March 5th, 2015 · No Comments

Kendirjian v Lepore [2014] NSWDC 66 is only a decision of the District Court of NSW, but it purports to apply law binding on the judge, namely that identified in the NSW Court of Appeal’s decision in Donnellan v Woodland [2012] NSWCA 433.

The following facts were presumed to be true for the purposes of a summary judgment application brought by the defendant solicitor exclusively by reference to advocates’ immunity.  A man was advised his claim for personal injury was worth about $1.2 million.  Personal injury proceedings were commenced. The defendant offered to settle for $600,000 plus costs.  The man’s solicitors failed to advise him of the offer and rejected it.  When the man obtained about $310,000 plus costs at trial, he sued for the difference between his position after the trial and an appeal and the position he would have been in had he been informed of the offer, which he said he would have accepted.

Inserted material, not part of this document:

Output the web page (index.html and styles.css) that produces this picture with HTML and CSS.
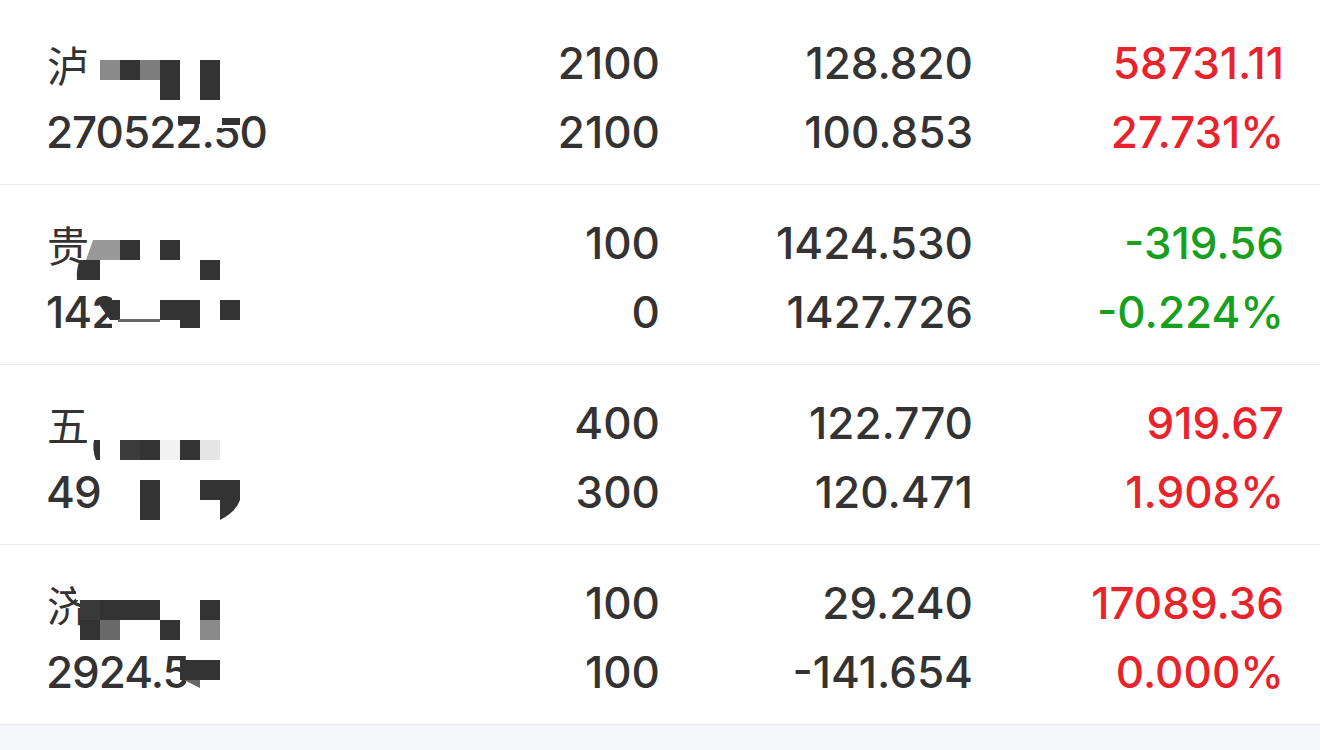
FILE: index.html
```html
<!DOCTYPE html>
<html lang="zh-CN">
<head>
<meta charset="utf-8">
<title>持仓</title>
<link rel="stylesheet" href="styles.css">
</head>
<body>
<div class="list">
  <div class="row">
    <div class="name">
      <div class="cn">泸</div>
      <div class="num">270522.50</div>
      <svg class="mosaic" viewBox="0 5 260 180" width="260" height="180">
        <rect x="100" y="60" width="20" height="20" fill="#8a8a8a"/>
        <rect x="120" y="60" width="20" height="20" fill="#333"/>
        <rect x="140" y="60" width="20" height="20" fill="#7d7d7d"/>
        <rect x="160" y="60" width="20" height="40" fill="#333"/>
        <rect x="200" y="60" width="20" height="40" fill="#333"/>
        <rect x="178" y="116" width="22" height="8" fill="#333"/>
        <rect x="214" y="114" width="26" height="14" fill="#fff"/>
        <rect x="222" y="118" width="18" height="7" fill="#333"/>
      </svg>
    </div>
    <div class="cell">2100<br>2100</div>
    <div class="cell">128.820<br>100.853</div>
    <div class="cell up">58731.11<br>27.731%</div>
  </div>
  <div class="row">
    <div class="name">
      <div class="cn">贵</div>
      <div class="num">142</div>
      <svg class="mosaic" viewBox="0 185 260 180" width="260" height="180">
        <polygon points="93,240 120,240 120,260 86,260" fill="#999"/>
        <rect x="120" y="240" width="20" height="20" fill="#333"/>
        <rect x="160" y="240" width="20" height="20" fill="#333"/>
        <path d="M80 260 H100 V280 H77 Q76 268 80 260 Z" fill="#333"/>
        <rect x="200" y="260" width="20" height="20" fill="#333"/>
        <rect x="112" y="296" width="50" height="34" fill="#fff"/>
        <polygon points="96,300 120,300 120,320 110,320" fill="#333"/>
        <rect x="160" y="300" width="40" height="20" fill="#333"/>
        <rect x="180" y="320" width="20" height="8" fill="#333"/>
        <rect x="220" y="300" width="20" height="20" fill="#333"/>
        <rect x="118" y="319" width="42" height="3" fill="#666"/>
      </svg>
    </div>
    <div class="cell">100<br>0</div>
    <div class="cell">1424.530<br>1427.726</div>
    <div class="cell down">-319.56<br>-0.224%</div>
  </div>
  <div class="row">
    <div class="name">
      <div class="cn">五</div>
      <div class="num">49</div>
      <svg class="mosaic" viewBox="0 365 260 180" width="260" height="180">
        <path d="M94 440 H100 V460 H96 Q92 450 94 440 Z" fill="#333"/>
        <rect x="120" y="440" width="20" height="20" fill="#3c3c3c"/>
        <rect x="140" y="440" width="20" height="20" fill="#333"/>
        <rect x="160" y="440" width="20" height="20" fill="#f2f2f2"/>
        <rect x="180" y="440" width="20" height="20" fill="#333"/>
        <rect x="200" y="440" width="20" height="20" fill="#e5e5e5"/>
        <rect x="140" y="480" width="20" height="40" fill="#333"/>
        <rect x="200" y="480" width="40" height="20" fill="#333"/>
        <path d="M220 500 H240 Q236 512 220 520 Z" fill="#333"/>
      </svg>
    </div>
    <div class="cell">400<br>300</div>
    <div class="cell">122.770<br>120.471</div>
    <div class="cell up">919.67<br>1.908%</div>
  </div>
  <div class="row">
    <div class="name">
      <div class="cn">济</div>
      <div class="num">2924.5</div>
      <svg class="mosaic" viewBox="0 545 260 180" width="260" height="180">
        <rect x="76" y="575" width="30" height="25" fill="#fff"/>
        <rect x="80" y="600" width="20" height="20" fill="#3a3a3a"/>
        <rect x="100" y="600" width="60" height="20" fill="#333"/>
        <rect x="200" y="600" width="20" height="20" fill="#333"/>
        <rect x="80" y="620" width="20" height="20" fill="#333"/>
        <rect x="100" y="620" width="20" height="20" fill="#6a6a6a"/>
        <rect x="160" y="620" width="20" height="20" fill="#333"/>
        <rect x="200" y="620" width="20" height="20" fill="#8a8a8a"/>
        <rect x="186" y="655" width="60" height="35" fill="#fff"/>
        <rect x="180" y="660" width="40" height="20" fill="#333"/>
        <polygon points="184,680 200,680 200,688" fill="#666"/>
      </svg>
    </div>
    <div class="cell">100<br>100</div>
    <div class="cell">29.240<br>-141.654</div>
    <div class="cell up">17089.36<br>0.000%</div>
  </div>
</div>
<div class="footer"></div>
</body>
</html>
```
FILE: styles.css
```css
html, body {
  margin: 0;
  padding: 0;
  background: #f4f6f9;
}
body {
  font-family: Inter, "Noto Sans CJK SC", sans-serif;
  color: #333;
  width: 1320px;
  height: 750px;
  overflow: hidden;
}
.list {
  background: #fff;
  padding-top: 5px;
}
.row {
  position: relative;
  display: grid;
  grid-template-columns: 314px 300px 313px 311px;
  padding: 24px 36px 17px 46px;
  height: 180px;
  box-sizing: border-box;
  border-bottom: 1px solid #e8e9eb;
  line-height: 69px;
  font-size: 44px;
  font-weight: 500;
}
.name {
  display: flex;
  flex-direction: column;
}
.num {
  letter-spacing: -1px;
}
.cn {
  font-family: "Noto Sans CJK SC", sans-serif;
  font-weight: 400;
  font-size: 42px;
  padding-left: 1px;
}
.cell {
  text-align: right;
}
.up { color: #e8232b; }
.down { color: #17a01d; }
.mosaic {
  position: absolute;
  left: 0;
  top: 0;
}
.footer {
  height: 30px;
}
```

The Court summarily dismissed the suit.  This passage should be carefully considered, unfortunately, by any plaintiff considering suing a lawyer for negligence in litigation, especially when the law of NSW applies, and especially when it is alleged that but for the negligence, a different final or interlocutory result would have obtained:

  1. It is not easy to identify any operative negligence by legal representatives in litigation that does not fall within the immunity as explained in Donnellan v Woodland
  1. The very matter that establishes causation enlivens the immunity. If the negligence did not impact upon the decision of the court, then it was not causative of loss, so the immunity is unnecessary. But if it impacted upon the decision (whether by consent or after a trial), then it is also likely to have led “to a decision affecting the conduct of the case in court“, and is therefore within the immunity. At its broadest, the test might suggest that an omission to commence proceedings timeously impacts upon decisions affecting the conduct of a case in court, such as evidence and submissions going to limitation issues or the continuance of the case to a hearing.
  1. Further, it is not easy to reconcile the policy behind the immunity with the substantial increase in the ambit of the liability of legal practitioners for wasted costs under ss 345-349 of the Legal Profession Act 2004 (see generally Lemoto v Able Technical Pty Ltd (2005) 63 NSWLR 300; [2005] NSWCA 153, esp at [83]), but as this was not a matter canvassed by the parties I need not consider it.
  1. In my view, any decision not to discuss the settlement offer with Mr Kendirjian or properly advise him was necessarily a decision affecting the conduct of the case in court, namely, “deciding to continue with proceedings” (Donnellan v Woodland at [229]).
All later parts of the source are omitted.